=== PROBLEM TO SOLVE ===
Determine how many lines of the entries contain "React". Reply with that number alone.

=== SUPPLIED MATERIAL ===
□ □ □ □

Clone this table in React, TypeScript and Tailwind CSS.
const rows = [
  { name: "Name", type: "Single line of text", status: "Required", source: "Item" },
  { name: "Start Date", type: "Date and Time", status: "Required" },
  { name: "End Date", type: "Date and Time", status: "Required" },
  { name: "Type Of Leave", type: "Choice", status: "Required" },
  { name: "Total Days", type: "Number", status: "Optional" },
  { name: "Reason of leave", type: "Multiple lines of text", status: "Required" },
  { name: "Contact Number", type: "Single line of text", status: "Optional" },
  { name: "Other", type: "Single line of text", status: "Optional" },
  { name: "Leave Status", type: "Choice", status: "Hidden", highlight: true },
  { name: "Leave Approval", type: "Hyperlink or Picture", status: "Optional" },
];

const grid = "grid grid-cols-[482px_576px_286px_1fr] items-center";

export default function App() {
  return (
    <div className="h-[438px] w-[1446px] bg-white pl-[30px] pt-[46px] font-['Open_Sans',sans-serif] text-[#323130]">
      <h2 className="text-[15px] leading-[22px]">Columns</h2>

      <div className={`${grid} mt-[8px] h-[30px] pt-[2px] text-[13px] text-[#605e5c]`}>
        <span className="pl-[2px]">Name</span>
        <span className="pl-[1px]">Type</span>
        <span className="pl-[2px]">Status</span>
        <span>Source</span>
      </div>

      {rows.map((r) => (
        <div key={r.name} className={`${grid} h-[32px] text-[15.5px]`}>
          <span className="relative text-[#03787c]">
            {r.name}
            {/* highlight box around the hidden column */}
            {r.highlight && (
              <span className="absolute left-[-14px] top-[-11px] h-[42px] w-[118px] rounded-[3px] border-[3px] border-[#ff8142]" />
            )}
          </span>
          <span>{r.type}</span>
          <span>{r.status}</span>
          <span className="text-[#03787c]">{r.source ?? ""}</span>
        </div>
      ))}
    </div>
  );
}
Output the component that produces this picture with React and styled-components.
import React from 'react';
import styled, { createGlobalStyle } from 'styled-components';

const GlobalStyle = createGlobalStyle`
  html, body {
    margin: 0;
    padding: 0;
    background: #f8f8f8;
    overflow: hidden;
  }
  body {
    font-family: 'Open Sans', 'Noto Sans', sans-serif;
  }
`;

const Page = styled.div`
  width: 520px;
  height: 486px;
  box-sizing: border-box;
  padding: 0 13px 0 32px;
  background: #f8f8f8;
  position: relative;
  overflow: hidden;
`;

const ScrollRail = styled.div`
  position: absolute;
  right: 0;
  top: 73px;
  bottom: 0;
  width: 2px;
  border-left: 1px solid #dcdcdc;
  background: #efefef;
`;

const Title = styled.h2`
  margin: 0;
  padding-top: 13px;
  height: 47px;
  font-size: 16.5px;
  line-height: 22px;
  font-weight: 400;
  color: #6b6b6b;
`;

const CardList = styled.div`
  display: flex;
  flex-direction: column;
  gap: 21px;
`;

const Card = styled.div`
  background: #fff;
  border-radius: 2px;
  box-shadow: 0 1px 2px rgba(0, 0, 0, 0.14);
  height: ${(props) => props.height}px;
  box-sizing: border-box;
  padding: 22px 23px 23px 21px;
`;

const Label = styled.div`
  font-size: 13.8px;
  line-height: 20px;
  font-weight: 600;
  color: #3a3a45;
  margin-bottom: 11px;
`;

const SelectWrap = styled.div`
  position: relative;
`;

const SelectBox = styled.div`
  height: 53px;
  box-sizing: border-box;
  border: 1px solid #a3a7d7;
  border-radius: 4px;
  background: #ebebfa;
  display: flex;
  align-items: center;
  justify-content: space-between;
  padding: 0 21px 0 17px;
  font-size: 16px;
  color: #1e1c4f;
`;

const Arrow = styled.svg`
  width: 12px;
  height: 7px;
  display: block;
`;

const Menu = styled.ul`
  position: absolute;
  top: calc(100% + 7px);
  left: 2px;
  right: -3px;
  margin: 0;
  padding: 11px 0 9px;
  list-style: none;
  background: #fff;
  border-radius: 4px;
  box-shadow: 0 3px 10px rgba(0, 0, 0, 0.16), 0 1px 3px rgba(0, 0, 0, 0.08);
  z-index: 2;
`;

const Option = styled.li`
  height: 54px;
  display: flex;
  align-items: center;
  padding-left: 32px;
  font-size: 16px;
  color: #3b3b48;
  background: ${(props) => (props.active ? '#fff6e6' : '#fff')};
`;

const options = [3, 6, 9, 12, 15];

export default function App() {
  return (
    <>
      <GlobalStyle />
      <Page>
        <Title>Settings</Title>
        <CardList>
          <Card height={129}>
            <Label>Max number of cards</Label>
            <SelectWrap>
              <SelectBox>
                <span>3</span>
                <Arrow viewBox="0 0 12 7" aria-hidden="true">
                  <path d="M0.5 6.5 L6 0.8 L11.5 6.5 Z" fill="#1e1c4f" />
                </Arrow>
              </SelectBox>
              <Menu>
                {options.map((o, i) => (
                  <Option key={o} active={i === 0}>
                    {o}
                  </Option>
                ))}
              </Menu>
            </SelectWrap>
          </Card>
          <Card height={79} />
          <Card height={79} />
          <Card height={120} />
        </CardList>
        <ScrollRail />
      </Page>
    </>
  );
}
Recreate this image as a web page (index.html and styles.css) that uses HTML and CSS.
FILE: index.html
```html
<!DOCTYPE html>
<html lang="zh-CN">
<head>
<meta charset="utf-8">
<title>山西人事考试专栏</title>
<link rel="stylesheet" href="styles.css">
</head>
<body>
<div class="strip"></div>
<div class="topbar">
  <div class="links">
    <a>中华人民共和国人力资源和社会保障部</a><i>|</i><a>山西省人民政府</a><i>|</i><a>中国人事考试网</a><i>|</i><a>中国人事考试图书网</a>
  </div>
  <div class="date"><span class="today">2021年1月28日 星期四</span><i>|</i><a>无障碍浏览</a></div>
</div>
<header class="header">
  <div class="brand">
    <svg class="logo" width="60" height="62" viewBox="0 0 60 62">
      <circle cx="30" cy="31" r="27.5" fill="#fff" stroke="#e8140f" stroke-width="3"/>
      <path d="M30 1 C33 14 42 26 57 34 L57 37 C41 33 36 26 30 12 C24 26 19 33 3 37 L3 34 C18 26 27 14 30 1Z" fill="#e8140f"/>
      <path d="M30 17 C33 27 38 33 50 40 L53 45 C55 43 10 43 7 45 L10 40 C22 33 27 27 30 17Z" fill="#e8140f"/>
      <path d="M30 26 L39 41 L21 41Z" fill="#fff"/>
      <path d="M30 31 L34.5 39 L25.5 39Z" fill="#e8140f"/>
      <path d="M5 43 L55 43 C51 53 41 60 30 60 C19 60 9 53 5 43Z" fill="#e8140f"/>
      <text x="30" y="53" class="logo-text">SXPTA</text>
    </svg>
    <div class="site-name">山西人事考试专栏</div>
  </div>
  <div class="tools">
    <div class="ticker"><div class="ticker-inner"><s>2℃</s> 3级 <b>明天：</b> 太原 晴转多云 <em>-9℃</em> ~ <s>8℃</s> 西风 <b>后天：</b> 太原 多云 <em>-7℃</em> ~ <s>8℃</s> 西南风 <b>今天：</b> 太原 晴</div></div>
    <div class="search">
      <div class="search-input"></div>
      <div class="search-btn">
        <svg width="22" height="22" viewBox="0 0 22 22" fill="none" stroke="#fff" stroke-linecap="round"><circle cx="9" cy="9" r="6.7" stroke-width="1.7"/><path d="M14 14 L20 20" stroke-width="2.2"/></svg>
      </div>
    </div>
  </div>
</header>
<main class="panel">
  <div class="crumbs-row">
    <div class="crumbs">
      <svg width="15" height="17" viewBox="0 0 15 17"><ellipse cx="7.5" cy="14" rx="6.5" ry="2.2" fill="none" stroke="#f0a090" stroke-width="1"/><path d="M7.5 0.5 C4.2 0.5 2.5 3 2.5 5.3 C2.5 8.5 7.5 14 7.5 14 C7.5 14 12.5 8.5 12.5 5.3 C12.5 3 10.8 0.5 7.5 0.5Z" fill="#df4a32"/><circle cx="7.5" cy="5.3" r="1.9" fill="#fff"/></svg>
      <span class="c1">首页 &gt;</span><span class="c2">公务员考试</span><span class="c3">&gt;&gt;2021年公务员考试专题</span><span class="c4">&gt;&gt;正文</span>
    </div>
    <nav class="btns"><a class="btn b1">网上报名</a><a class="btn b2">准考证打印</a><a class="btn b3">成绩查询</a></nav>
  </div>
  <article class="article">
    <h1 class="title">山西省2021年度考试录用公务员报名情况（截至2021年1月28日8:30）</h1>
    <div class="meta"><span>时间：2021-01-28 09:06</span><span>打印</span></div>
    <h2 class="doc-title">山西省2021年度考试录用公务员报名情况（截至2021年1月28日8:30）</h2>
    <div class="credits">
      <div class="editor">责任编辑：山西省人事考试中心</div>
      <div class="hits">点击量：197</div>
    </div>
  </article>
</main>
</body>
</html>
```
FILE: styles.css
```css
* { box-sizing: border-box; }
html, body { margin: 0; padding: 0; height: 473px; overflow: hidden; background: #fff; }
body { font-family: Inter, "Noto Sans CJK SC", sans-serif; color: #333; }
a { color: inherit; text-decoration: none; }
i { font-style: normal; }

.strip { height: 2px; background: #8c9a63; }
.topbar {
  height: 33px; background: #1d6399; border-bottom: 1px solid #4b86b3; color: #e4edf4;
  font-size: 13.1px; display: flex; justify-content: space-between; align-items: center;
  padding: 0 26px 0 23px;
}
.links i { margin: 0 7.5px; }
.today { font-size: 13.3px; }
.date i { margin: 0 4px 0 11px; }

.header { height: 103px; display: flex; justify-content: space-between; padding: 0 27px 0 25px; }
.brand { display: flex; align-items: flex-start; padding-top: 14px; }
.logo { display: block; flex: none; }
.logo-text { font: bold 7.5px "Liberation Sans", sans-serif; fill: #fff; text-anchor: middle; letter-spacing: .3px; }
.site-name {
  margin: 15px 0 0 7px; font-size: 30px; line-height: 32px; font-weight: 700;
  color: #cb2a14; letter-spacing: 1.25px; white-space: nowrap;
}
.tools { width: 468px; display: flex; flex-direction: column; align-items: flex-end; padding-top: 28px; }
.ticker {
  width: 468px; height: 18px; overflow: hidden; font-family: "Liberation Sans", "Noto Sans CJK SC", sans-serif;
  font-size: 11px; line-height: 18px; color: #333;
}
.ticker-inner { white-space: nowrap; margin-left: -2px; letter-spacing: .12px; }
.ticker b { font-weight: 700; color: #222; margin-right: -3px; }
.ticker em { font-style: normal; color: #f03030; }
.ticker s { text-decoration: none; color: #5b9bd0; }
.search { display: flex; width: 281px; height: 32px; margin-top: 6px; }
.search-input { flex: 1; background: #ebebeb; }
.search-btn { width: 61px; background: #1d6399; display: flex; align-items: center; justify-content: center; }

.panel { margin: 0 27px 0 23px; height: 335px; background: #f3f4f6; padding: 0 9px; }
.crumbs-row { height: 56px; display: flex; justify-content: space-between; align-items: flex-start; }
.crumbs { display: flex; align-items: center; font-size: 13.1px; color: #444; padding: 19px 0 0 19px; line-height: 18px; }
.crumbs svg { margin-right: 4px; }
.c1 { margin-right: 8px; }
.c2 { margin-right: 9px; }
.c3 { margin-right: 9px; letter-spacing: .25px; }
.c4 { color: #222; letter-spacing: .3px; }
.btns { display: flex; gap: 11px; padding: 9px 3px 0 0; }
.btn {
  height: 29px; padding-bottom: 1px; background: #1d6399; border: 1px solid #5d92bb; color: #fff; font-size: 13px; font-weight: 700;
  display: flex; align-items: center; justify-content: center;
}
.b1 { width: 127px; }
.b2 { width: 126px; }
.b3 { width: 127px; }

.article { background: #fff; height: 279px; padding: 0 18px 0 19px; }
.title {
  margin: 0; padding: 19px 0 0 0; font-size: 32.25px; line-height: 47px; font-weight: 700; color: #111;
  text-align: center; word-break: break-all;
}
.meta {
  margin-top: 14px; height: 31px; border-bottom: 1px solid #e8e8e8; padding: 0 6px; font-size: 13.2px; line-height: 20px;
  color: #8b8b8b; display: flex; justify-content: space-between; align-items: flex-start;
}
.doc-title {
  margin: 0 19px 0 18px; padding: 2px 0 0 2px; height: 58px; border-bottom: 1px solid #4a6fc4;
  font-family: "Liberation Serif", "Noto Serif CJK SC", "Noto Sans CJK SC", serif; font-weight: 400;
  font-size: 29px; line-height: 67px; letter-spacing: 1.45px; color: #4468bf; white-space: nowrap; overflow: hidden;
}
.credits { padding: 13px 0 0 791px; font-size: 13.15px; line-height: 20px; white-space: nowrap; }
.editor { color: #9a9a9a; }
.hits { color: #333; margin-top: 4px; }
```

□ □ □ □

=== TASK ANSWER ===
3